– Что же это за страна, – спрашивает себя в недоумении читатель, – эта «Амероссия», расположенная где-то между Россией и Америкой, где все говорят по крайней мере на двух языках, где у помещиков, как бывало в старину, много преданных слуг – дворецкий, кучер Трофим, шустрые горничные, гувернантка-француженка (очень похожая на гувернантку Лужина – и самого Набокова), которая пишет почему-то рассказы Мопассана под псевдонимом Монпарнас?
Быт этой семьи напоминает быт былых времен: какие там семейные обеды – икра и водочка, рябчики с обязательным шампанским, какие тургеневские пикники в лесу, куда лакеи привозят в шарабане корзины с закусками, фруктами, вином! И какие бывают там иногда романтические дуэли!
Действие происходит якобы в конце прошлого века <…> Но в ту далекую эпоху существуют уже и телефон (под названием «дорофон»), и самолеты, и психоанализ, и даже кинематограф, где подвизается мать Ады, Марина, а потом и сама Ада.
Нетрудно в конце концов догадаться, что автор самовольно выбирает и сочетает отрывки времени и пространства, которые ему по той или иной причине пришлись по душе, и что этот роман, в котором главные роли играют маленькая нимфа и ее брат, их любовная связь, начинающаяся очень рано и продолжающаяся до бесконечности, – не что иное, как миф, сказка о счастливой и вечной любви.
Особую лирическую ноту вносит в повествование история Люсетты, младшей сестры Ады, с детства упорно и безнадежно влюбленной в Вана. <…>
При чтении этого романа, и в оригинале, и в переводе, мне всегда казалось, что он, в сущности, обращен не к иностранному, а к русскому читателю, – и как обидно все же, что по воле судьбы он не по-русски написан! В самом деле, кто, кроме русского, подметит классические цитаты, внесенные в текст без всяких кавычек, вроде: «я вас люблю любовью брата…» или «где нынче крест и тень ветвей?..». Кто улыбнется целому ряду чеховских реплик (из «Трех сестер»), фигурирующих в диалогах? И все ли иностранные читатели знают, что Пушкин вовсе не написал поэмы «Всадник без головы»? <…>
Так на протяжении всего романа Набоков забавляется, придумывая вариации общеизвестных изречений и цитат, уснащая свой текст намеками, недомолвками, загадками. И, конечно, необходимо упомянуть об исключительном блеске и богатстве стиля, об игре автора со словами и в слова – давней его страсти, – о множестве аллитераций, анаграмм, акрофонических перестановок (напр., Таормина – Минотаора), создающих слова с новым значением: все это мы постоянно встречаем на страницах «Ады».

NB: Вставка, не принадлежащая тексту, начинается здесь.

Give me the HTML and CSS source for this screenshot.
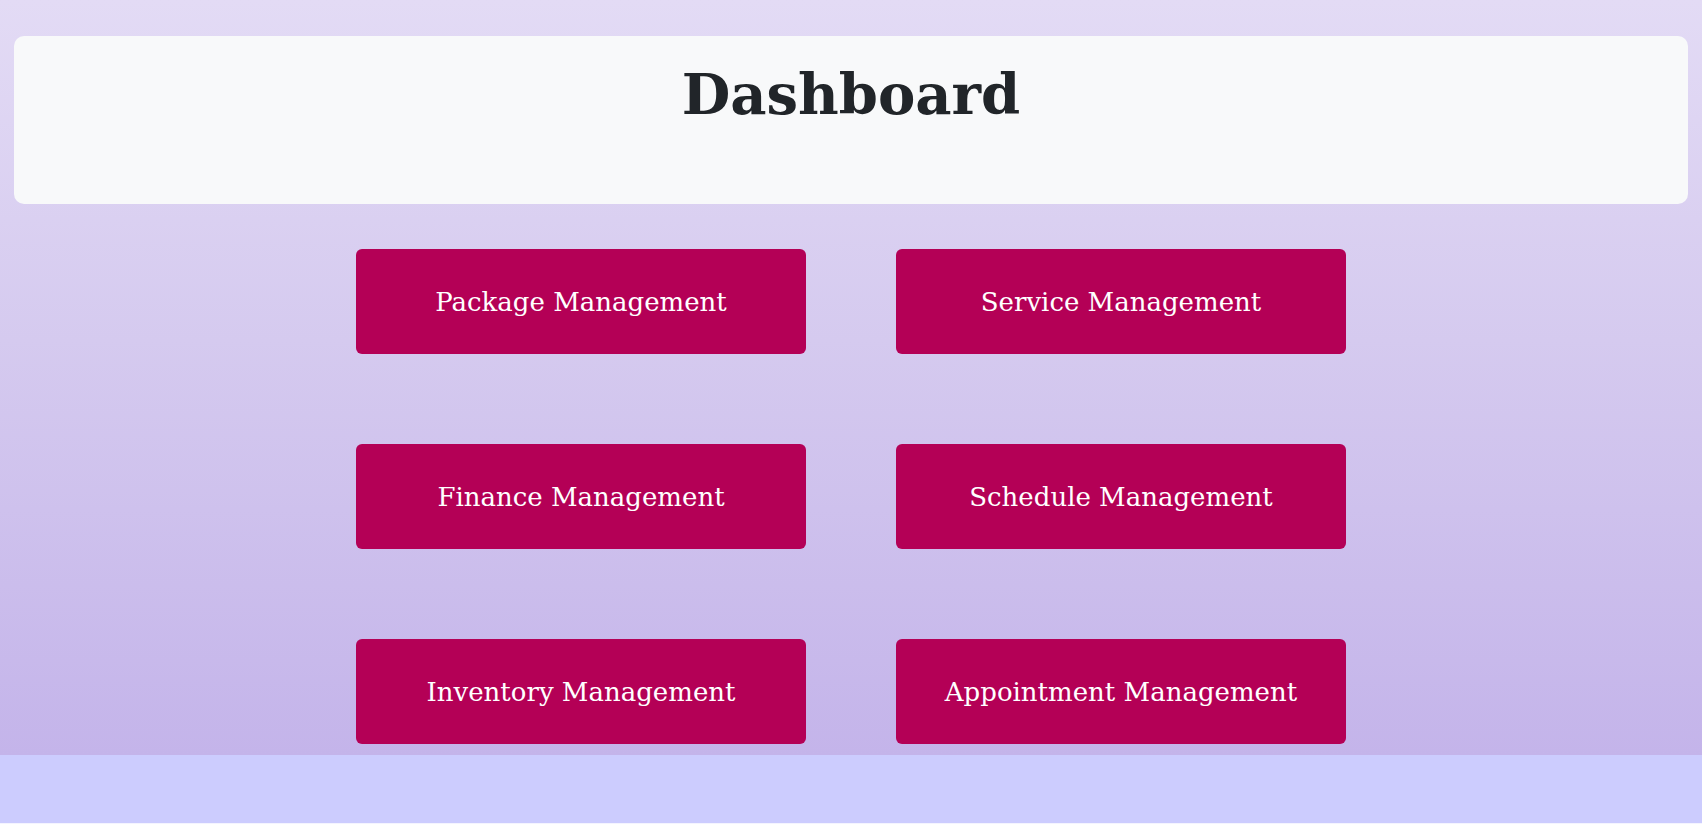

Но мне не хотелось бы создать впечатление, что этот роман написан целиком в пародийном или ироническом ключе, с оттенком характерного «надменного задора». В «Аде» с убедительной силой говорится и о совсем ином: о пролетающем времени, о том, что будущего нет, о любви, о жизни, о смерти. Это – сюрреалистический роман, протекающий в странном, фантастическом мире, и в нем утверждается власть любви и искусства, воображения и юмора[28].